» Data rows
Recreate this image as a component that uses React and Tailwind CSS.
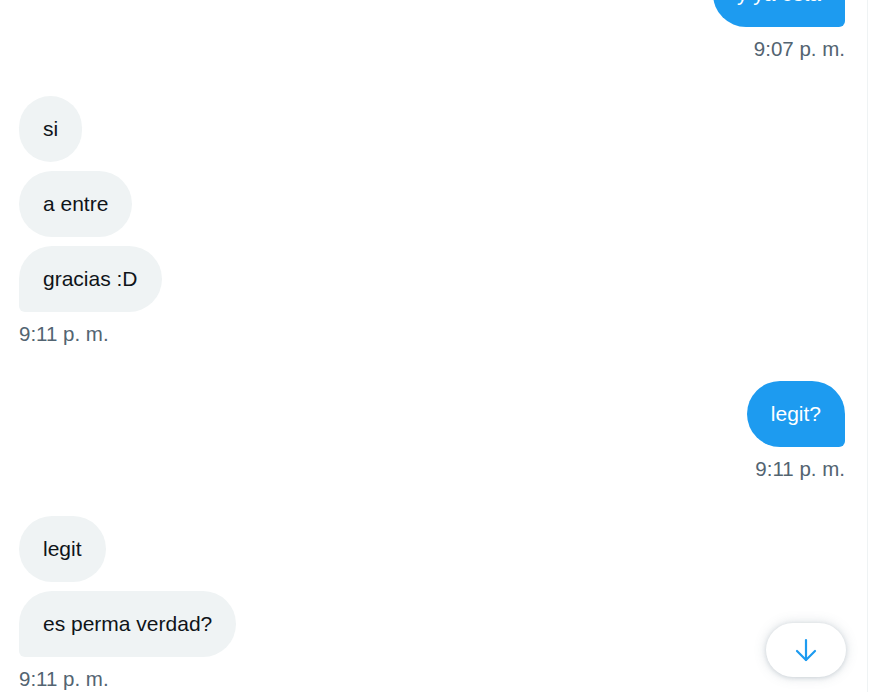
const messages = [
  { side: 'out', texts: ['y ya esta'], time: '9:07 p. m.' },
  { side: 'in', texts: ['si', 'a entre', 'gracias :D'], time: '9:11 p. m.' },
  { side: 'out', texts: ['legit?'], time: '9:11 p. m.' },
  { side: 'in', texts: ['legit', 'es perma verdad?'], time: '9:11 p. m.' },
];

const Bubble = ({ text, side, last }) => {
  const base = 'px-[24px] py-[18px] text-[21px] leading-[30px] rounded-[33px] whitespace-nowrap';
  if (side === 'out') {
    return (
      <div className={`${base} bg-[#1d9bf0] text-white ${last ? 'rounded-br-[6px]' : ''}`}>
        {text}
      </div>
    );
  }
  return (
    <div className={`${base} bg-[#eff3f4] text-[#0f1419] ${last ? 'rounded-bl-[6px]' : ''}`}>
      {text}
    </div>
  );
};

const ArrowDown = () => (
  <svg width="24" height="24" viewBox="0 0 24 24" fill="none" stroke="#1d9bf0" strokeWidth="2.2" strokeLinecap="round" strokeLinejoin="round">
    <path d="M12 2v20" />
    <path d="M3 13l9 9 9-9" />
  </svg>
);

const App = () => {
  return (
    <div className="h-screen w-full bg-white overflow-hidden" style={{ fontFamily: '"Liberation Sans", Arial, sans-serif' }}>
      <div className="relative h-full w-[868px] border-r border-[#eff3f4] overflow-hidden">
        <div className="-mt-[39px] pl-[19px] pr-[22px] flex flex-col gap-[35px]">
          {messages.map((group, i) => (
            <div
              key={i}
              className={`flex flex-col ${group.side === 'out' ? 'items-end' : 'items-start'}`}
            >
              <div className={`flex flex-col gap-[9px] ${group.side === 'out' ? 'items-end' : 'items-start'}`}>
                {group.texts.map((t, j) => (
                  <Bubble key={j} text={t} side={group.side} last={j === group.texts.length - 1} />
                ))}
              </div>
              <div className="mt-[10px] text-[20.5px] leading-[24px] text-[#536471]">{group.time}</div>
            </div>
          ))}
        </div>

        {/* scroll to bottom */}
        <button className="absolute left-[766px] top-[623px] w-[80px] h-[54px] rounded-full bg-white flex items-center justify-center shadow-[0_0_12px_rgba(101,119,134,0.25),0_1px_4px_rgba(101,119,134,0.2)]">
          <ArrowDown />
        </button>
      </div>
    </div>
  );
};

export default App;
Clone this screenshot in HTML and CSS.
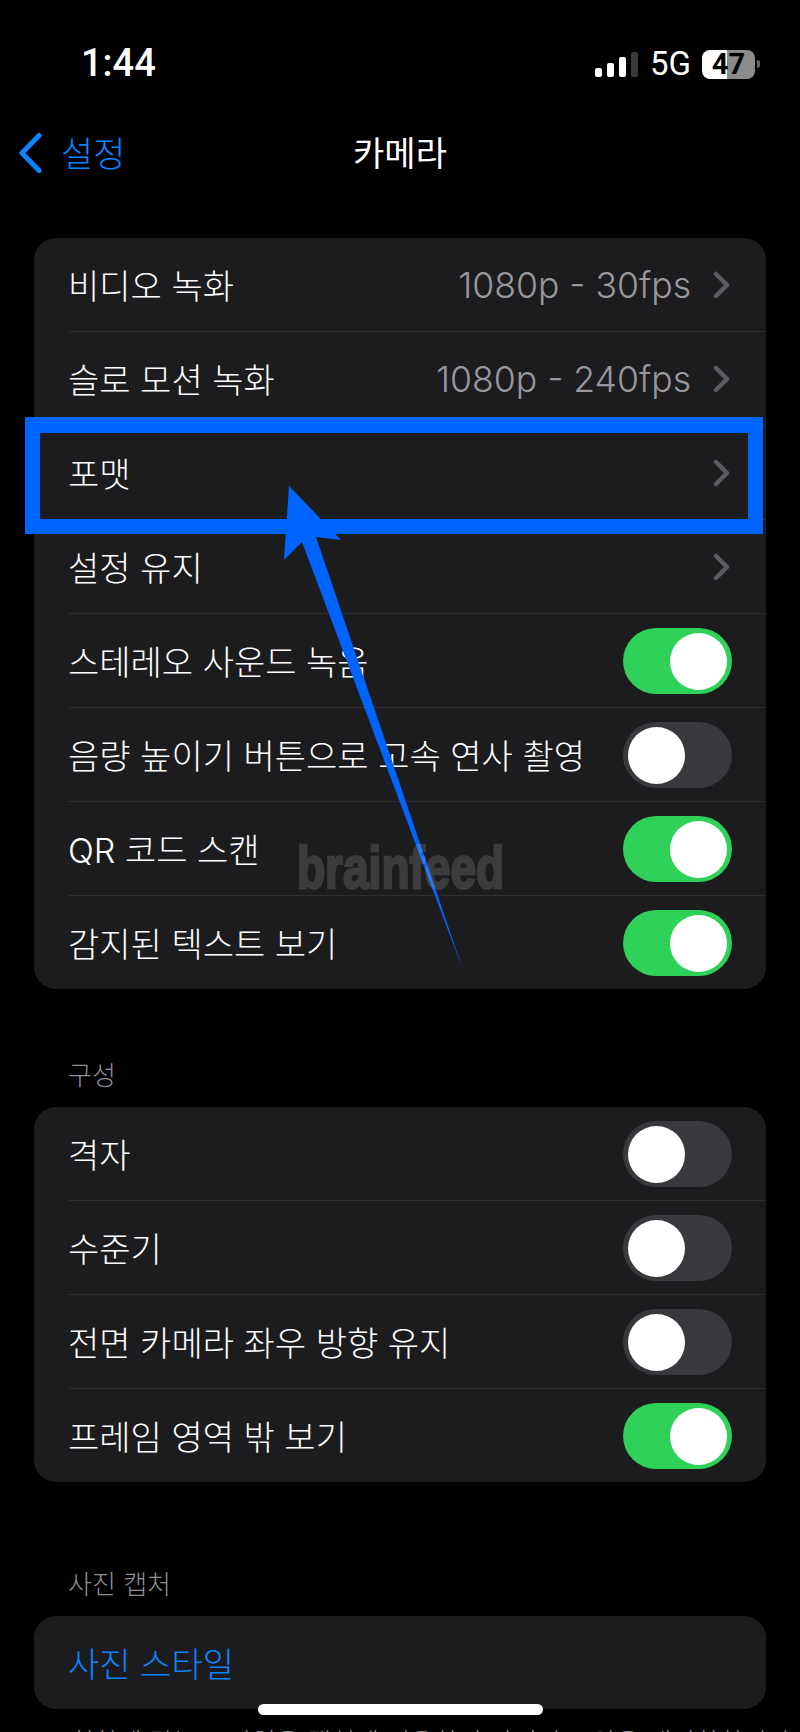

» Request
Check every line for "this" and show the ones that have it.

» Reply
Recreate this image as a component that uses React and Tailwind CSS.
Clone this screenshot in HTML and CSS.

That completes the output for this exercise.